Jesus then asked the woman where her accusers had gone. "Has no one condemned you"? Jesus asked. She answered and said, No, no one has accused me. And then Jesus said some of the most wonderful, hopeful words in the entire Bible: "Neither do I condemn you". And He urged her to go on her way "and sin no more". God is a God of justice and forgiveness. He forgave David and Solomon and Manasseh and others for their, for their terrible sins. In Psalm 136, the Bible says 26 times in 26 verses that God's mercy endures forever. It often takes real time for justice to finally be served. According to the book of Revelation, the Christ of heaven will one day declare, "He that is unjust, let him be unjust still: and he which is filthy, let him be filthy still: and he that is righteous, let him be righteous still: and he that is holy, let him be holy still". And then He says, "And, behold, I come quickly; and my reward is with me, to give every man according as his work shall be".

Justice will be done. It isn't too much to desire justice in this world. It isn't too much to expect justice. Justice is the right of everyone. But justice in the hands of flawed human beings will never be perfect or perfectly administered. But one day, one day when there's no more sin, one day when there's no more death, one day when there's no more hate, one day when there's no more bitterness, one day when sin has run its course, one day, one soon day, there'll be no more injustice. One day Jesus will return, and when He does, everything will happen at heaven's behest. We look forward to that day, and we say with John who wrote Revelation, "Even so, come, Lord Jesus"!
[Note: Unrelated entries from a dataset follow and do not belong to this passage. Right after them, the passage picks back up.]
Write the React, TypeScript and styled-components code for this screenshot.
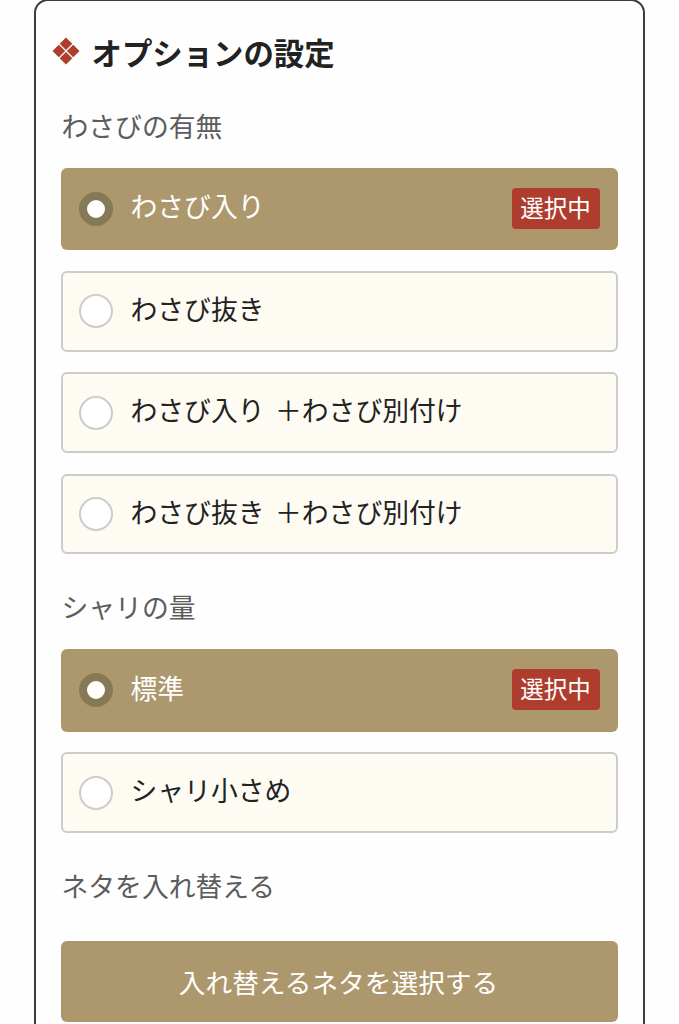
import React from "react";
import styled, { createGlobalStyle } from "styled-components";

const GlobalStyle = createGlobalStyle`
  * { box-sizing: border-box; }
  body { margin: 0; background: #fefefe; overflow: hidden; }
`;

const Screen = styled.main`
  height: 1024px;
  overflow: hidden;
  padding: 0 34px;
  background: #fefefe;
  color: #222;
  font-family: "Noto Sans CJK JP", sans-serif;
  font-weight: 400;
`;

const Panel = styled.section`
  height: 1060px;
  margin-top: -1px;
  padding: 29px 25px 0 25px;
  border: 2px solid #3c3c3e;
  border-radius: 14px;
`;

const Title = styled.h1`
  display: flex;
  align-items: center;
  gap: 11.5px;
  height: 44px;
  margin: 0 0 0 -9px;
  font-size: 30.4px;
  font-weight: 700;
  line-height: 44px;
  white-space: nowrap;
`;

const Mark = styled.svg`
  flex: none;
  margin-bottom: 2px;
`;

const GroupLabel = styled.h2<{ $top: number; $bottom: number }>`
  height: 40px;
  margin: ${(p) => p.$top}px 0 ${(p) => p.$bottom}px 0.5px;
  color: #5c5c5c;
  font-size: 26.8px;
  font-weight: 400;
  line-height: 40px;
`;

const Options = styled.div`
  display: flex;
  flex-direction: column;
  gap: 20.5px;
`;

const Option = styled.div<{ $selected?: boolean }>`
  display: flex;
  align-items: center;
  height: ${(p) => (p.$selected ? 82.7 : 80.9)}px;
  padding: 0 ${(p) => (p.$selected ? 18 : 16)}px;
  border: ${(p) => (p.$selected ? "0" : "2px solid #ccc")};
  border-radius: 6px;
  background: ${(p) => (p.$selected ? "#ac986c" : "#fefbf3")};
  color: ${(p) => (p.$selected ? "#fff" : "#222")};
`;

const Radio = styled.span<{ $selected?: boolean }>`
  width: 34px;
  height: 34px;
  margin-right: 17.5px;
  border: ${(p) => (p.$selected ? "8px solid #857a55" : "2px solid #ccc")};
  border-radius: 50%;
  background: #fff;
`;

const OptionText = styled.span`
  flex: 1;
  padding-bottom: 5px;
  font-size: 26.8px;
  line-height: 40px;
  word-spacing: 4.5px;
  white-space: pre;
`;

const Badge = styled.span`
  width: 88px;
  height: 41px;
  margin-bottom: 1px;
  padding-right: 1px;
  border-radius: 4px;
  background: #ae3d2e;
  font-size: 23.5px;
  line-height: 39px;
  text-align: center;
`;

const Button = styled.button`
  display: block;
  width: 100%;
  height: 81px;
  padding: 0 2px 0 0;
  border: 0;
  border-radius: 6px;
  background: #ac986c;
  color: #fff;
  font: inherit;
  font-size: 26.7px;
`;

const Choice = ({ label, selected }: { label: string; selected?: boolean }) => (
  <Option $selected={selected}>
    <Radio $selected={selected} />
    <OptionText>{label}</OptionText>
    {selected && <Badge>選択中</Badge>}
  </Option>
);

const Ornament = () => (
  <Mark width="28" height="28" viewBox="0 0 28 28" fill="#ae3d2e">
    <path d="M14 .5l6.3 6.3-6.3 6.3-6.3-6.3zM14 14.9l6.3 6.3-6.3 6.3-6.3-6.3zM6.8 7.7l6.3 6.3-6.3 6.3L.5 14zM21.2 7.7l6.3 6.3-6.3 6.3-6.3-6.3z" />
  </Mark>
);

export default function App() {
  return (
    <>
      <GlobalStyle />
      <Screen>
        <Panel>
          <Title>
            <Ornament />
            <span>オプションの設定</span>
          </Title>
          <GroupLabel $top={32} $bottom={21.6}>わさびの有無</GroupLabel>
          <Options>
            <Choice label="わさび入り" selected />
            <Choice label="わさび抜き" />
            <Choice label="わさび入り ＋わさび別付け" />
            <Choice label="わさび抜き ＋わさび別付け" />
          </Options>
          <GroupLabel $top={32.5} $bottom={22}>シャリの量</GroupLabel>
          <Options>
            <Choice label="標準" selected />
            <Choice label="シャリ小さめ" />
          </Options>
          <GroupLabel $top={32.8} $bottom={35.1}>ネタを入れ替える</GroupLabel>
          <Button>入れ替えるネタを選択する</Button>
        </Panel>
      </Screen>
    </>
  );
}
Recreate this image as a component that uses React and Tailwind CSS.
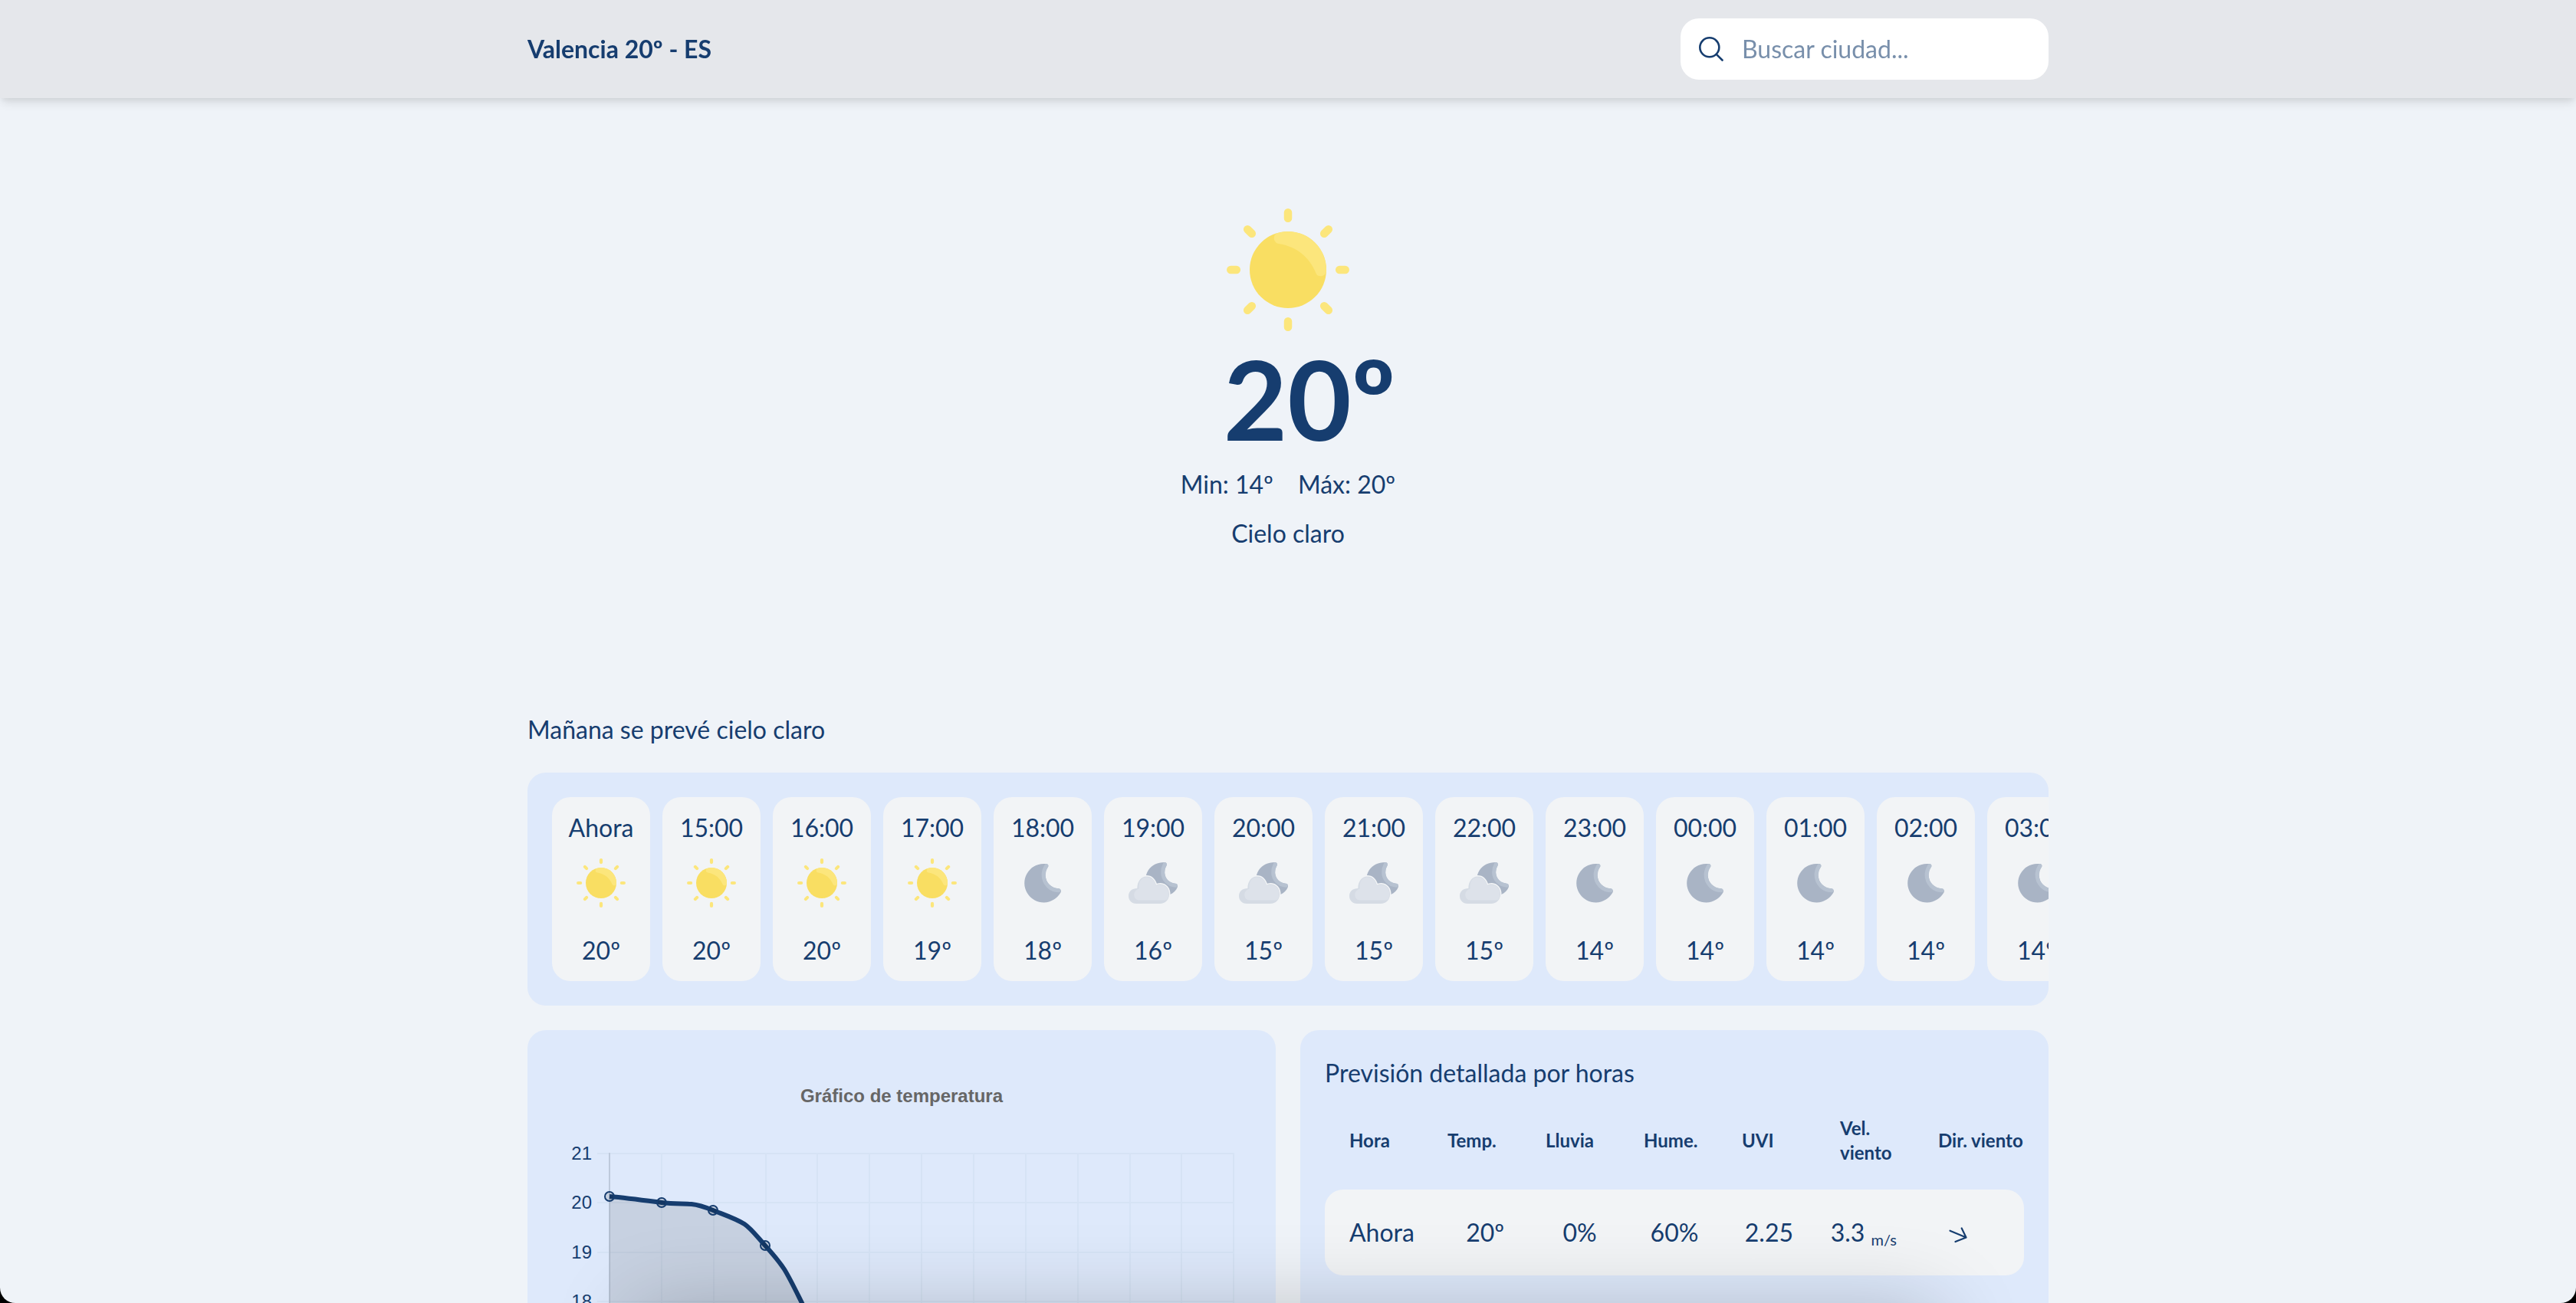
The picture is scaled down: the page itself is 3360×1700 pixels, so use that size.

Our Father in heaven, we thank You that Your plan for our future and for our eternity is perfect. Keep us until then. And as we live in a world that is so often marked by injustice, give us hearts that are one with Yours. We pray for justice in the world, but we pray for the heart that will remain constant no matter what we face. We thank You for the hope that we have in the return of Jesus. Take our hearts now; make them Yours, not just now but forever. We pray and we thank You in Jesus' name. Amen.